* Publicado originalmente em 25 de abril de 2018 no portal Mães de Jundiaí.
Eu estava sentado no chão da sala e Maria corria ao meu redor cantando “corre cotia na casa da tia”. Depois apontava para a palma da mão: “cai cai balão aqui na minha mão”. E, rindo, provocava: “boi da cara preta pega papai”. Pode parecer meio bobo, mas aquilo me colocava um sorriso imenso no rosto. Se aprender a andar, falar e comer com a colher foram conquistas dela, aquelas cantigas ela aprendera comigo, assim como eu as aprendera com pais, avós, tios e professores.
Então eu havia pela primeira vez de fato ensinado algo da minha cultura para ela e ela recebera essa herança como se fosse um presente embrulhado, daqueles que puxar a fita já é uma brincadeira. E, assim, minha maior preocupação passou a ser conseguir espremer de minhas primeiras lembranças todas as cantigas, versos, fábulas, histórias, parlendas que alguém em algum momento me ensinara. Pois antes dos conteúdos escolares, a primeira forma que nossa espécie desenvolveu para transmitir informações para as gerações mais novas foi esse mecanismo de memória e de construção de laços acionado e movido pelo afeto.
Pesquisei algo sobre a função das histórias na formação das crianças e encontrei referências ao trabalho da educadora Luiza Lameirão, uma das responsáveis pelo Centro de Formação de Professores Waldorf, em São Paulo. Se bem compreendi, as histórias permitem a transmissão de valores e de imagens arquetípicas fundamentais para a construção da subjetividade e também servem para despertar o raciocínio e o interesse da criança para formas de agir e estar no mundo e, assim, estruturar sua personalidade.
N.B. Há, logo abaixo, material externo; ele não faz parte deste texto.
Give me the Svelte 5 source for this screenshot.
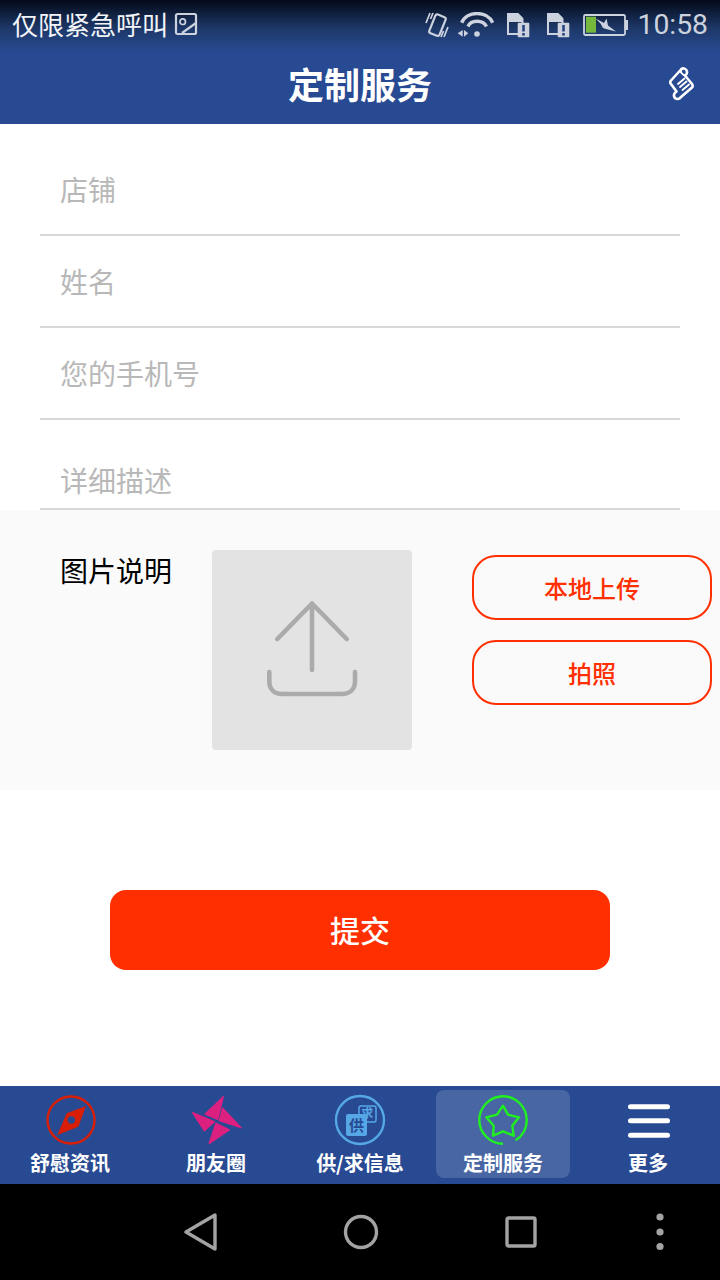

Sempre que canto ou conto uma história para Maria, estou transmitindo valores para a formação de sua identidade cultural e de sua forma de estar no mundo.
Passeando um pouco mais pelo tema, encontrei este belo trecho no manifesto da A Taba, uma empresa de curadoria de livros infantis e juvenis: “Toda criança tem direito de ouvir histórias, narradas por um adulto que amorosamente compartilhe suas leituras, ajudando-a a construir sua própria casa de palavras. Histórias de livros, histórias da família (reais ou inventadas), cantigas, adivinhas, parlendas, contos, causos…toda criança tem direito a receber as palavras de seu povo como herança”.
Então cantar e contar histórias para os pequenos vai muito além de um momento de distração, ou de tentar fazê-los dormir. É educar e é tão importante quanto sentar ao lado deles para estudar para uma prova. E é também um momento de sentir o pequeno prazer de completar ciclos da vida. É um momento de transmitir para eles um pouco do que você é.